Each of these samples is then used to train each tree of the forest. In this manner, the same algorithm with a similar set of hyperparameters is exposed to different parts of the given data, resulting in a slight difference between individual models.

Recall that in a decision tree, every data point passes from the root node to the bottom until it is classified in a leaf node. A similar process occurs in random forests as well while making predictions. 

Each data point passes through different trees in the ensemble, which are built on different training and feature subsets. The final outcome of these trees is then combined either by taking the most frequent class prediction in the case of a classification problem or by taking the average of the predictions in the case of a regression problem.

![1_jE1Cb1Dc_p9WEOPMkC95WQ.png](attachment:1_jE1Cb1Dc_p9WEOPMkC95WQ.png)
Image Credit : medium.com

![image_dab23a4c33.png](attachment:image_dab23a4c33.png)

Image Credit : Datacamp.com

**For the regression data the tree would look something like this**

![04ea4b62-0f40-496c-8299-bd5a1e4a5907-C3M6_images.pptx%20%288%29.jpg](attachment:04ea4b62-0f40-496c-8299-bd5a1e4a5907-C3M6_images.pptx%20%288%29.jpg)

Diversity or randomness ensures that models serve complementary purposes, which means individual models make predictions independent of each other. 

Randomness ensures that even if some trees overfit, the other trees in an ensemble will neutralize that effect.

A random forest selects a random sample of data points (a bootstrap sample) to build each tree and a random sample of features while splitting a node. Randomly selecting features ensures that each tree is diverse.

![daaf8043-e412-4868-b118-936c753774b7-table_B.png](attachment:daaf8043-e412-4868-b118-936c753774b7-table_B.png)

Image Credit: Datacamp

Decision trees are built on each of these bootstrap samples, as you learned earlier, and a random subset of features is selected at each split of a tree. 

For example, in DT1, three features, F2, F3, and F4, are selected randomly from a total of six features for consideration as the splitting feature at the red node. 

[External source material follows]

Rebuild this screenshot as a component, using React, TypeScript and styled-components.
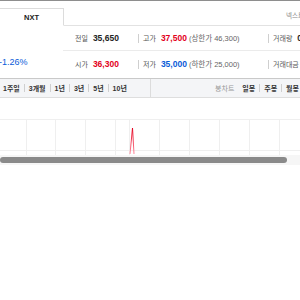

Similarly, at the green node, you have another set of features (F1, F3, F4) that are selected randomly for splitting. This process is followed for building each decision tree in a random forest model, thereby introducing randomness at each split across the trees.

#### Advantages of using Random Forest

- **Capable of handling large quantities of data:** It works well with large volumes of data and can provide more accurate predictions than individual instances of decision tree models.


- **Parallelization:** You need multiple trees to make a forest. Since each tree is built independently on different data and attributes, they can be executed parallelly during implementation. This implies that you can make full use of your multicore CPU or a cluster of computers to build random forests. For example, if there are 4 cores and 100 trees to be constructed, then each core can build 25 trees to build a forest.


- **Feature selection:** If you recall, decision trees choose features for splitting at a node based on the reduction in Gini indices or the increase in the node’s homogeneity. Decision trees help quantify the importance of each feature by calculating the reduction in the Gini index for each of them at a node. The feature for which there is a significant reduction in the Gini index is an important variable, while the feature for which there is less reduction of impurity is a less important variable. This means the variable (and the corresponding value) at which the root node is being split in a decision tree can be considered the most important variable. Since decision trees are the building blocks for random forests, they also possess the property of feature selection, in which the impurity measure (Gini index) is considered for a particular feature by splitting at different node levels for all the trees in the forest. The average of these impurity values (Gini indices) for all the trees of an ensemble indicates the importance of features in random forests. In this way, you can determine the importance of each feature for a more accurate prediction in the random forest model.